141 The Black Protest Tradition (4). History and discourses of the black protest tradition. Traces the emergence of black protest against racial slavery and white supremacy from the early colonial period to the present and the complex elaboration of identity politics within black communities in the twentieth century. Prerequisites: satisfactory completion of the lower-division writing requirement; upper-division standing.

150 Special Topics in African-American Studies (4). Designed to provide students with an opportunity to do advanced work in African-American studies. May be repeated for credit as topics vary.

160 Special Topics in Expressive Forms (4). Expressions of ideology, knowledge, and value in media (e.g., dance, film, music, and others). May be repeated for credit as topics vary.

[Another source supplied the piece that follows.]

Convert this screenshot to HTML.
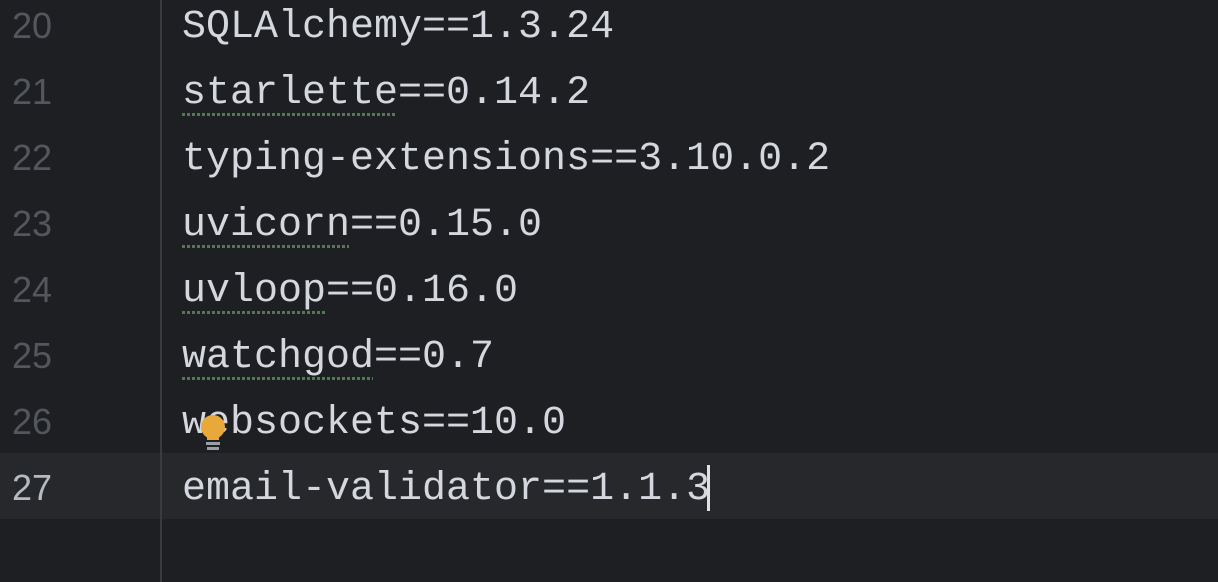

170 Special Topics in Genders and Sexualities (4). Expressions of genders and sexualities across the spectrum of African-American experience and creativity. May be repeated for credit as topics vary.

198 Directed Group Study (1 to 4). Special topics through directed reading. Paper required. Prerequisite: consent of instructor. May taken for credit for a total of 24 units.

199 Independent Study (1 to 4). Investigation of special topics through directed reading. Paper required. Prerequisite: consent of instructor. May be repeated for credit as topics vary.